WELCOME TO RECOVERY ROAD!
We invite you to utilise the self-help information, coping tools and other resources offered here for individuals affected by withdrawal and dependency on sleeping pills, other benzodiazepine tranquillisers, Z-drugs and antidepressants, their families, counsellors, doctors and others who provide care. There is a wealth of valuable information on this website so have a good ‘browse through’. We hope you will leave feeling reassured, encouraged and empowered. If you would like extra support, please visit the ‘Coaching Support’ page.

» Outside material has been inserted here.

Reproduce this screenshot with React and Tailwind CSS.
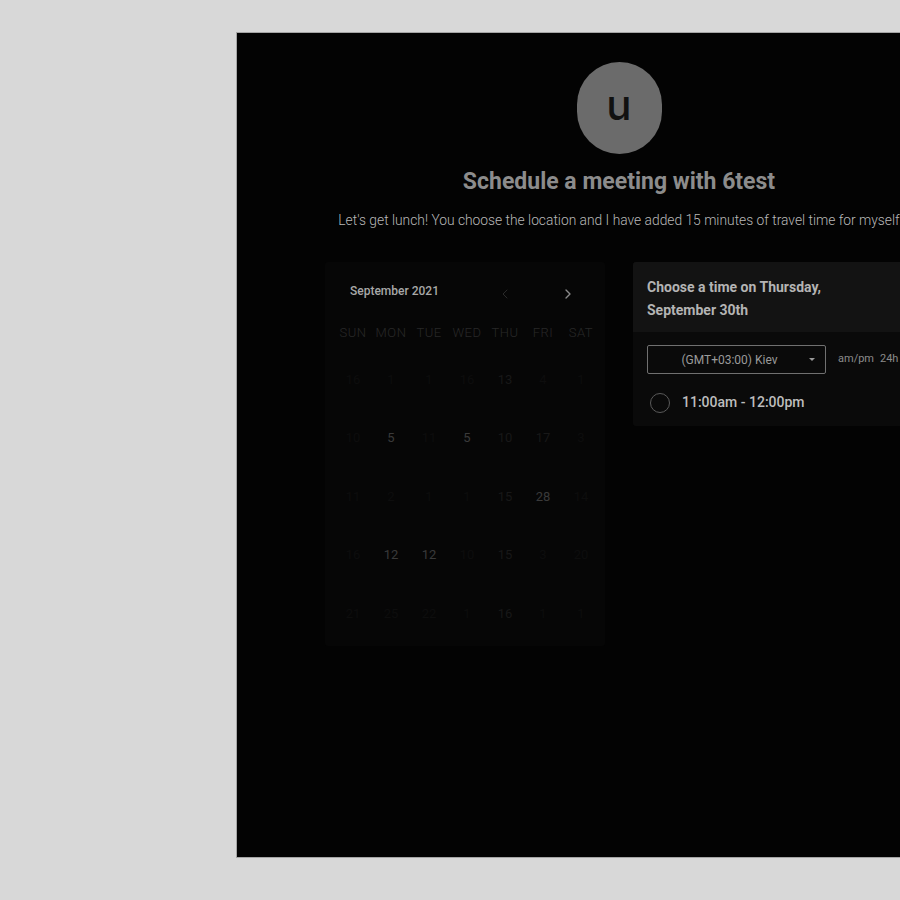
import { ChevronLeft, ChevronRight } from 'lucide-react';

const days = ['SUN', 'MON', 'TUE', 'WED', 'THU', 'FRI', 'SAT'];

// dim grid of dates as it appears in the capture (some cells slightly brighter)
const weeks = [
  [['16', 0], ['1', 0], ['1', 0], ['16', 0], ['13', 1], ['4', 0], ['1', 0]],
  [['10', 0], ['5', 2], ['11', 0], ['5', 2], ['10', 1], ['17', 1], ['3', 0]],
  [['11', 0], ['2', 0], ['1', 0], ['1', 0], ['15', 1], ['28', 2], ['14', 0]],
  [['16', 0], ['12', 2], ['12', 2], ['10', 0], ['15', 1], ['3', 0], ['20', 0]],
  [['21', 0], ['25', 0], ['22', 0], ['1', 0], ['16', 1], ['1', 0], ['1', 0]],
];

const tone = ['text-[#0d0d0d]', 'text-[#181818]', 'text-[#3a3a3a]'];

function Calendar() {
  return (
    <div className="w-[280px] h-[384px] bg-[#060606] rounded-[3px] pl-[9px] pr-[5px] shrink-0">
      <div className="flex items-center h-[56px] pt-[2px]">
        <span className="ml-[16px] text-[12px] font-medium text-[#a8a8a8]">September 2021</span>
        <ChevronLeft className="ml-[58px] w-[16px] h-[16px] text-[#2a2a2a] mt-[6px]" strokeWidth={1.5} />
        <ChevronRight className="ml-[47px] w-[16px] h-[16px] text-[#8a8a8a] mt-[6px]" strokeWidth={2} />
      </div>
      <div className="grid grid-cols-[repeat(7,38px)] h-[26px] items-center mt-[2px]">
        {days.map(d => (
          <span key={d} className="text-center text-[13px] font-light tracking-[0.5px] text-[#282828]">{d}</span>
        ))}
      </div>
      <div className="mt-[4px]">
        {weeks.map((w, i) => (
          <div key={i} className="grid grid-cols-[repeat(7,38px)] h-[58.5px] items-center">
            {w.map(([n, t], j) => (
              <span key={j} className={`text-center text-[13px] ${tone[t]}`}>{n}</span>
            ))}
          </div>
        ))}
      </div>
    </div>
  );
}

function TimePanel() {
  return (
    <div className="w-[280px] h-[164px] bg-[#0a0a0a] rounded-[3px] shrink-0 overflow-hidden">
      <div className="bg-[#131313] h-[70px] pl-[14px] pt-[14px]">
        <p className="text-[14px] leading-[23px] font-bold text-[#b4b4b4]">
          Choose a time on Thursday,<br />September 30th
        </p>
      </div>
      <div className="flex items-center pl-[14px] mt-[13px]">
        <div className="relative w-[179px] h-[29px] border border-[#707070] rounded-[2px] flex items-center justify-center">
          <span className="text-[12px] text-[#9a9a9a] -ml-[14px]">(GMT+03:00) Kiev</span>
          <span className="absolute right-[10px] top-[12px] w-0 h-0 border-l-[3px] border-r-[3px] border-t-[3px] border-l-transparent border-r-transparent border-t-[#9a9a9a]" />
        </div>
        <span className="ml-[12px] text-[11px] text-[#8a8a8a]">am/pm</span>
        <span className="ml-[6px] text-[11px] text-[#8a8a8a]">24h</span>
      </div>
      <div className="flex items-center pl-[17px] mt-[18px]">
        <span className="w-[20px] h-[20px] rounded-full border border-[#5a5a5a]" />
        <span className="ml-[12px] text-[14px] font-medium text-[#bdbdbd]">11:00am - 12:00pm</span>
      </div>
    </div>
  );
}

export default function App() {
  return (
    <div className="w-[900px] h-[900px] overflow-hidden bg-[#d8d8d8] pt-[32px] pl-[236px]" style={{ fontFamily: 'Roboto, "Liberation Sans", sans-serif' }}>
      <div className="w-[766px] h-[826px] bg-[#030303] border border-[#a5a5a5] flex flex-col items-center">
        <div className="mt-[29px] w-[85px] h-[92px] rounded-full bg-[#6b6b6b] flex items-center justify-center">
          <span className="text-[42px] font-medium leading-none text-[#111] -mt-[6px]" style={{ fontFamily: 'Inter, sans-serif' }}>u</span>
        </div>
        <h1 className="mt-[11px] text-[23px] font-bold text-[#8c8c8c]">Schedule a meeting with 6test</h1>
        <p className="mt-[10px] text-[13.8px] font-light text-[#b8b8b8] whitespace-nowrap">
          Let's get lunch! You choose the location and I have added 15 minutes of travel time for myself
        </p>
        <div className="mt-[32px] flex gap-[28px] items-start">
          <Calendar />
          <TimePanel />
        </div>
      </div>
    </div>
  );
}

The information on this site is relevant to anyone wanting to know more about dependency and withdrawal from benzodiazepines and/or antidepressants. However, the content deals only with coping and managing symptoms and does not address wider (and important) issues which are pertinent for illicit users of these drugs (such as attachment and loss, relapse prevention, compulsions, legal problems, etc.).
All the information on this site relates to people who were prescribed these drugs by their doctors – many for medical conditions – and whose symptoms surfaced either during tolerance (when a higher dose of the drug is required to be effective) or at the time of tapering off the drug. When we speak of recovery being the usual outcome, these are the people to whom we refer.
We encourage those who are mostly recovered to acknowledge any pre-existing and post-withdrawal issues and to get the support needed – whether through counselling or other effective therapeutic approaches. This will help you to move on and to effect a new life chapter. If you used any of these drugs illicitly, please seek appropriate help either through your GP or an agency such as Narcotics Anonymous.
This is not an anti-doctors or anti-medication site. It is important to seek medical attention when necessary and to not become paranoid or hyper-vigilant to the detriment of your health. Balance and discernment are important.
We are not medically qualified and nothing shared on this site is intended to be regarded as medical advice, opinions on treatment you may be receiving, or a substitute for advice, diagnosis or treatment from a medical professional.
It is important to taper safely off these drugs, under medical supervision. Discontinuing abruptly or quitting ‘cold turkey’ is dangerous and can result in seizures, psychosis and other serious problems. A complete and safe taper is achievable and it is important and reassuring to note that the usual outcome of withdrawal is recovery.